Purpose – This paper aims to study a commercially available industrial part feeder that uses an industrial robot arm and computer vision system. Three conveyor belts are arranged to singulate and circulate parts, bringing them under a camera where their pose is recognized and subsequently manipulated by the robot arm. The problem is addressed of optimizing belt speeds and hence throughput of this feeder that avoid: starvation, where no parts are visible to the camera and saturation, where too many parts prevent part pose detection or grasping.

Design/methodology/approach – Models are developed for intermittent and continuous motion feeding based on a 2D Poisson process. Renewal theory is applied to model intermittent motion and an M/G/1 queue with customer impatience to model continuous motion feeding. These models are verified using discrete event simulation.

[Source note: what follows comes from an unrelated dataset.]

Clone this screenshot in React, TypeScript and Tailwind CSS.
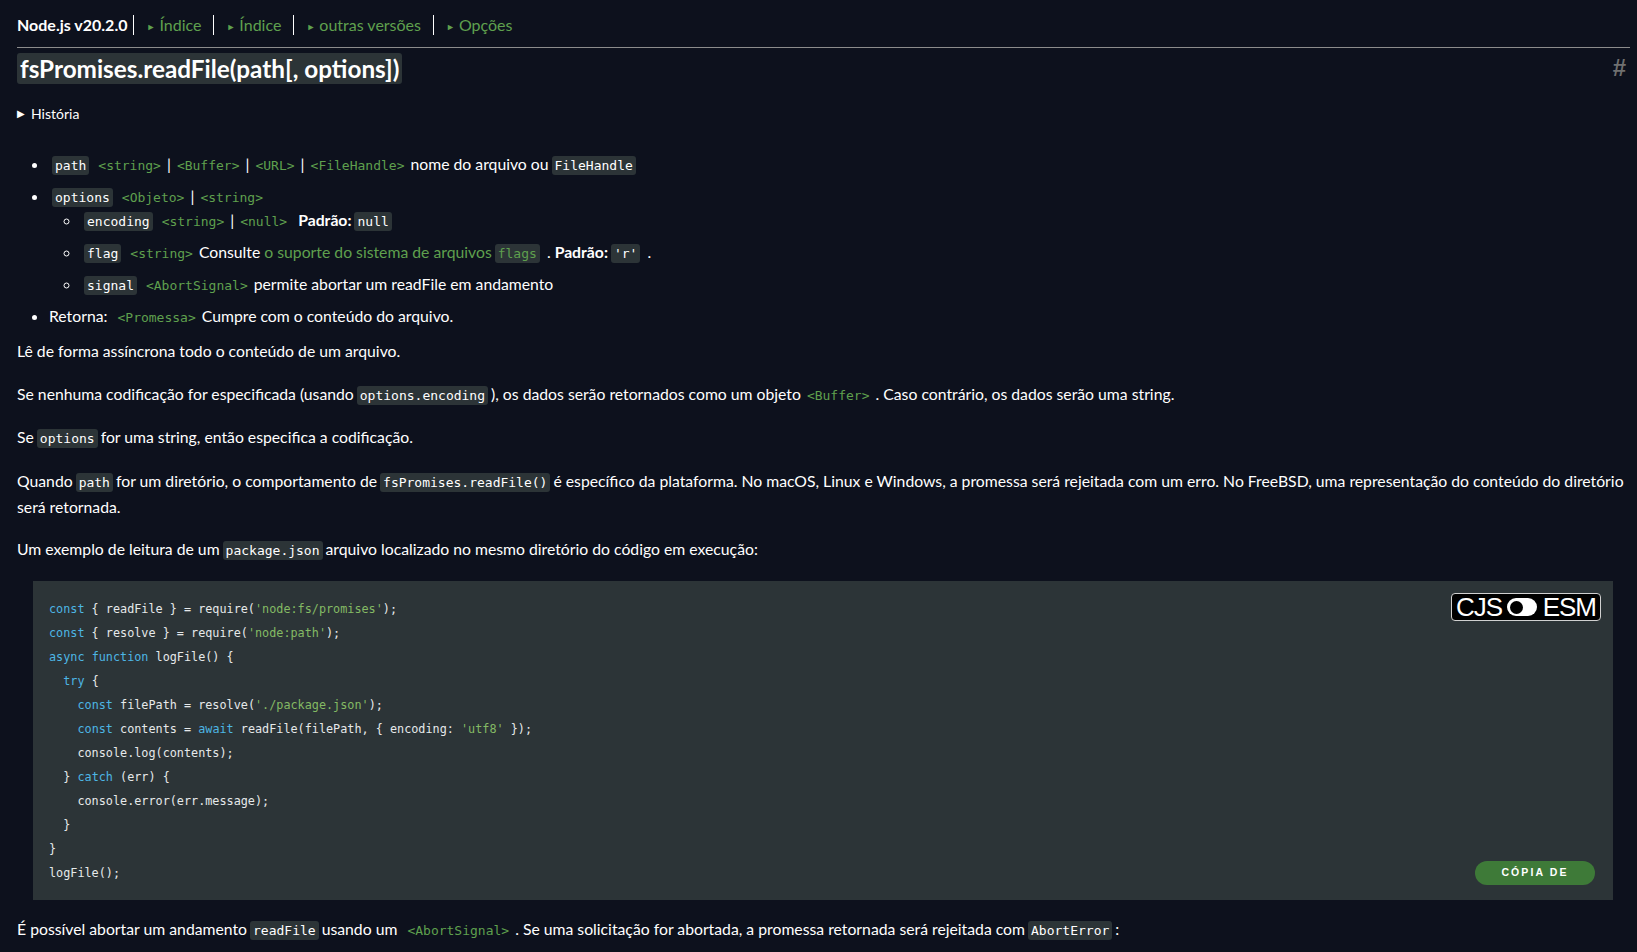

Findings – The models predict and optimize feeder behaviour very accurately and it is possible to compute optimal settings for different part sizes and throughput sensitivity.

Practical implications – Feeder belt velocities are currently estimated based on intuition and ad hoc trial and error. The results provide a scientific alternative. The models are straightforward to implement and can provide velocity settings for feeders in industrial use.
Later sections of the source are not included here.